» **Task prompt**
Keep only the lines of the data below that contain "styles", and copy them.

» **Information supplied**
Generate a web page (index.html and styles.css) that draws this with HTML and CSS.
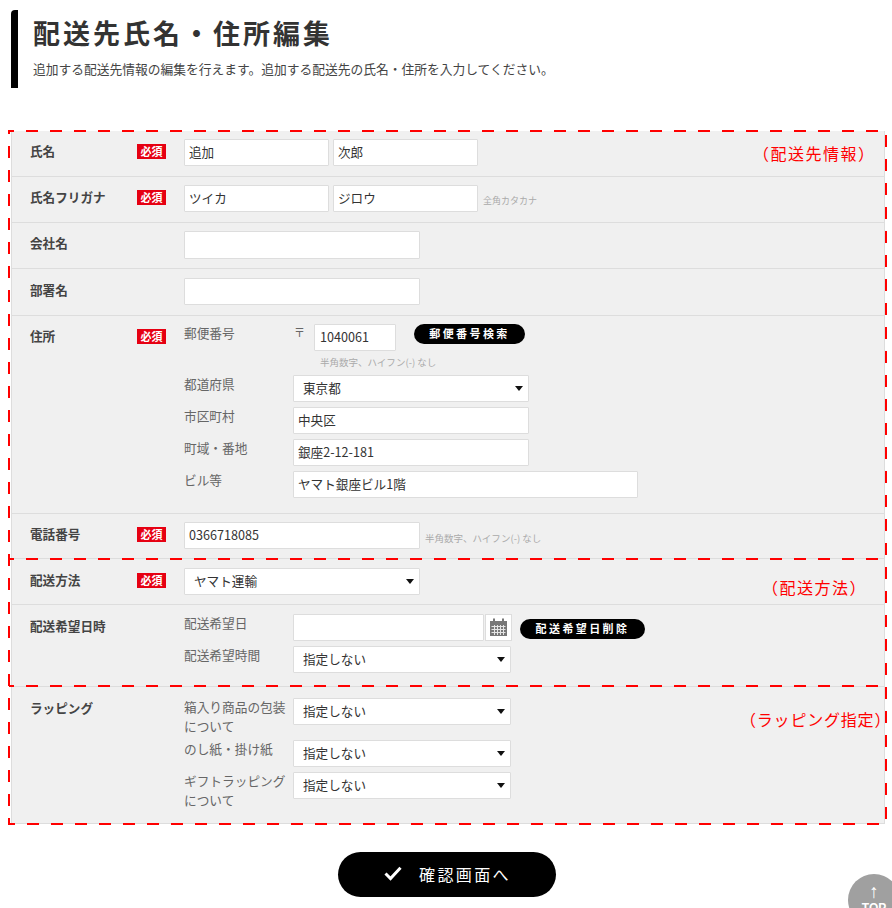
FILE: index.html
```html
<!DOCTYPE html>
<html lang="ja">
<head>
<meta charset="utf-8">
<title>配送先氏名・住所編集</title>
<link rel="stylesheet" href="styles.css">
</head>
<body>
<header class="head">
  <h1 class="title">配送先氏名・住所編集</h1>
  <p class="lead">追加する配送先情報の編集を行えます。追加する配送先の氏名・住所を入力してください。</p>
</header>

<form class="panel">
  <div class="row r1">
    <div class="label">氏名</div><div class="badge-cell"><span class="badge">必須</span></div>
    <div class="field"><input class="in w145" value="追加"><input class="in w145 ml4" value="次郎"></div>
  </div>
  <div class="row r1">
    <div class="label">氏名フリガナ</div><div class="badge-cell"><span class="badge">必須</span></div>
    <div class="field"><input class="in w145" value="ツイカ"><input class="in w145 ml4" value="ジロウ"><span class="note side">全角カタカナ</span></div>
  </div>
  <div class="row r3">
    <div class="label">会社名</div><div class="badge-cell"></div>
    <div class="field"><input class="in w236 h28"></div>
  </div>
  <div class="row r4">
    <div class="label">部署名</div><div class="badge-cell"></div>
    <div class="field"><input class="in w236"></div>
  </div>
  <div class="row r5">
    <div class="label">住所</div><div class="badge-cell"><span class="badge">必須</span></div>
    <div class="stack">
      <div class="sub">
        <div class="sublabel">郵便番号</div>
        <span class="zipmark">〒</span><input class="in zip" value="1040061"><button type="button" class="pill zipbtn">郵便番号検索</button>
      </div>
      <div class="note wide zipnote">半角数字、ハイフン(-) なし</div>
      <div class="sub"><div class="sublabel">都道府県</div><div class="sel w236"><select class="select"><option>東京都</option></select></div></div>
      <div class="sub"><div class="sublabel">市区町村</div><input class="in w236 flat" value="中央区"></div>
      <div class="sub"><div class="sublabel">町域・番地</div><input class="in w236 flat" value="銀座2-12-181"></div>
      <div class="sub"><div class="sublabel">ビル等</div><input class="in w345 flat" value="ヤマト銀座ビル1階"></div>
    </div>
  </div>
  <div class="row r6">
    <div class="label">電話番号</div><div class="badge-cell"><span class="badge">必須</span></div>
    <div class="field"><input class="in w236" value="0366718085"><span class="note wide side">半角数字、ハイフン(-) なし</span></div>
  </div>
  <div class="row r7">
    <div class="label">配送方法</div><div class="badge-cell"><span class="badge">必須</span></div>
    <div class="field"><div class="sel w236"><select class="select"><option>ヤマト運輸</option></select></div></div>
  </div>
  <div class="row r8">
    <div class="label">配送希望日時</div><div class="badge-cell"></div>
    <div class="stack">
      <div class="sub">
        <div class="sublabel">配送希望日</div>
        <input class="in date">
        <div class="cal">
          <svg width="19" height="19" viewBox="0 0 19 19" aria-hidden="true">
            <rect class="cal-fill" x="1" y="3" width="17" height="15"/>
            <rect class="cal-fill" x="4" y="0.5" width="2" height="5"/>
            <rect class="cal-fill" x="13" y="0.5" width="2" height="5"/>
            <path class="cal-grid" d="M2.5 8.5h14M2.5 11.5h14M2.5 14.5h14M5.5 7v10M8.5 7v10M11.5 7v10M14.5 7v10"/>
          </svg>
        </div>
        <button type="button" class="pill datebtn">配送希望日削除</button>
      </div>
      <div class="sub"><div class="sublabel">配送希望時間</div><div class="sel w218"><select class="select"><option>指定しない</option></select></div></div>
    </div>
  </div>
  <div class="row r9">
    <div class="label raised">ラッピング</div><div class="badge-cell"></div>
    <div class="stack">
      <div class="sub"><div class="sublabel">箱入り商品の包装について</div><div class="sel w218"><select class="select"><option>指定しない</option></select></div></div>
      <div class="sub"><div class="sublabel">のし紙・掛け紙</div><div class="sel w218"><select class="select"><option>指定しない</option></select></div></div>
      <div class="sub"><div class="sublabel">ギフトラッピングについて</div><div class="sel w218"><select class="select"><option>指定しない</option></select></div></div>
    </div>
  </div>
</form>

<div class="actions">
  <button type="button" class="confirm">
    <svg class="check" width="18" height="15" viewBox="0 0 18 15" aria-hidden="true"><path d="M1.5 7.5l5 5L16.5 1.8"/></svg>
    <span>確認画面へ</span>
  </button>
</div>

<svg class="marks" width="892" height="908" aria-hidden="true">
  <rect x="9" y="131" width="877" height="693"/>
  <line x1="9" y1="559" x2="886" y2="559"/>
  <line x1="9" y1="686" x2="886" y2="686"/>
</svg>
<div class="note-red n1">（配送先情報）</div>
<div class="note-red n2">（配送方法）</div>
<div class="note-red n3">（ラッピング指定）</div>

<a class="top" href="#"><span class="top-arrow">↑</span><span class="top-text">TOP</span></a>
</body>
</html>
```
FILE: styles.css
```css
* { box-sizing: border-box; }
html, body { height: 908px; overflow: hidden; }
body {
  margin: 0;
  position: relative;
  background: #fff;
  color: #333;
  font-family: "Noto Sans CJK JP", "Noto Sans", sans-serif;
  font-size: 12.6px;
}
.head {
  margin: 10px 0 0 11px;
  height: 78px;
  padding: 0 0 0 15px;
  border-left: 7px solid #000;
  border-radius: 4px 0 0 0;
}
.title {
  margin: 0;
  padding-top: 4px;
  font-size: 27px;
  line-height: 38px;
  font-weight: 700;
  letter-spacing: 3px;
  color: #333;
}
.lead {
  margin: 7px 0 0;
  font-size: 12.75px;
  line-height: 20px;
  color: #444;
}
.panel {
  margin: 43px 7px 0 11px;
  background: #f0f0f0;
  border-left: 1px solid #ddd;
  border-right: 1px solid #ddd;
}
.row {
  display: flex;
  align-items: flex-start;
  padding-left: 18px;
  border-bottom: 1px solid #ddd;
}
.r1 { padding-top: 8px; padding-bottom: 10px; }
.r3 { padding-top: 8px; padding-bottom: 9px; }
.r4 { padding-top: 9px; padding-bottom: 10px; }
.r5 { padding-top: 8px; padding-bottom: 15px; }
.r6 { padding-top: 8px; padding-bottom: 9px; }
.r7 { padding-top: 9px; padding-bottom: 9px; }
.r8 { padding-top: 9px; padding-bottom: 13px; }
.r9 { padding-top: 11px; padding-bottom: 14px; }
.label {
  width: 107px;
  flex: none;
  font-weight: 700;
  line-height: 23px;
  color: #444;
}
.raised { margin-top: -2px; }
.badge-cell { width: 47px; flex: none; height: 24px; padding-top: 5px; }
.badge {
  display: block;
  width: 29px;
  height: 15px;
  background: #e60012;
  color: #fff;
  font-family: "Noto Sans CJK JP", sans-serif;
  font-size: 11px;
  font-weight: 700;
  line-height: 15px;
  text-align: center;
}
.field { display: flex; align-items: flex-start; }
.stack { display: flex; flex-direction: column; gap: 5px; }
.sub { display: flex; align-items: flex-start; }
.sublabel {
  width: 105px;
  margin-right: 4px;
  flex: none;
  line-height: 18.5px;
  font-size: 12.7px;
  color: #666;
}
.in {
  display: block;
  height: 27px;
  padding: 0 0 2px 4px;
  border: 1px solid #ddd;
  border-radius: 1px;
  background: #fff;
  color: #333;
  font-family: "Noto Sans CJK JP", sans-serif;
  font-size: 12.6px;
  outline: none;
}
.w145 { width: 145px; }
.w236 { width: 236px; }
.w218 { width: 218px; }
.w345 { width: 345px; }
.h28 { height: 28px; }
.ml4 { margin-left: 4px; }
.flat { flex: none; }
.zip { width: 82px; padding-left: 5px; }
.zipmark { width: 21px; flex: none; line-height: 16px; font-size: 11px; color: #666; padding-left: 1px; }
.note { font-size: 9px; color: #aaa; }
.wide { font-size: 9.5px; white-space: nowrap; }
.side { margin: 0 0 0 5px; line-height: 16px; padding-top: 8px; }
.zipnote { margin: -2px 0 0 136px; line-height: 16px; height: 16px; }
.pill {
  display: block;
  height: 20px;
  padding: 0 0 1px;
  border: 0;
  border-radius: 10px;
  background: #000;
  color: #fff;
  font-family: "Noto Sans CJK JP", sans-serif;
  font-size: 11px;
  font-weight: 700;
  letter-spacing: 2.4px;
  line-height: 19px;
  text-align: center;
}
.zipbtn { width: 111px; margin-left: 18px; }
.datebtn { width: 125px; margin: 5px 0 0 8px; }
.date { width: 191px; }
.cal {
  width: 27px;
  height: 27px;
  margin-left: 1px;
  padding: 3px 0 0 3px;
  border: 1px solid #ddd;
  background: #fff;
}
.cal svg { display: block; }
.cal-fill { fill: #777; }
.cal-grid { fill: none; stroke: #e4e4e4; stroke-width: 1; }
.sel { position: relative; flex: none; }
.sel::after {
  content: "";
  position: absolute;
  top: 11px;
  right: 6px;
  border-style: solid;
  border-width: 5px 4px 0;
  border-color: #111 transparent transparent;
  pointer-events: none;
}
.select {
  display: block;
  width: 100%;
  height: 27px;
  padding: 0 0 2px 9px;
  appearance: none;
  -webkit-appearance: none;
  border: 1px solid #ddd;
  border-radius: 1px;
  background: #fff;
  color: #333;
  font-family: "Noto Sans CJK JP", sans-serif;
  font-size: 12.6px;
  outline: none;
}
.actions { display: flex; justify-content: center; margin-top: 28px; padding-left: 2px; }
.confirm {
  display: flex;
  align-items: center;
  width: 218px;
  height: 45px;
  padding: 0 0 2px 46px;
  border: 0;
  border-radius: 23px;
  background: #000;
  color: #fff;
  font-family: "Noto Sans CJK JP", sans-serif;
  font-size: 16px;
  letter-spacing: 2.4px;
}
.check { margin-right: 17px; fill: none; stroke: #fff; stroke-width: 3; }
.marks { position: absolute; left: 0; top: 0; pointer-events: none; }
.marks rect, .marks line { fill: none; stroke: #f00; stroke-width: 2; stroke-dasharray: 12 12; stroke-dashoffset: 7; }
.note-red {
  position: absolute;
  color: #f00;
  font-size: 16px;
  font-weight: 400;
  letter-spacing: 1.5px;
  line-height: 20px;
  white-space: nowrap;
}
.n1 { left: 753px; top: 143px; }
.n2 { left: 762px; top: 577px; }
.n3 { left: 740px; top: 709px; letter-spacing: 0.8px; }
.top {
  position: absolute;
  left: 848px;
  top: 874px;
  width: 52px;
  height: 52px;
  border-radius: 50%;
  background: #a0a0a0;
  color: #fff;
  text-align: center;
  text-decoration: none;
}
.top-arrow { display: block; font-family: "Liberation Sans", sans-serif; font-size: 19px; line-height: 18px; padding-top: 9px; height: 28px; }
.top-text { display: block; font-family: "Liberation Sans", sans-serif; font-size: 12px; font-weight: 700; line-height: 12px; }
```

» **Solved exercise**
Generate a web page (index.html and styles.css) that draws this with HTML and CSS.
<link rel="stylesheet" href="styles.css">
FILE: styles.css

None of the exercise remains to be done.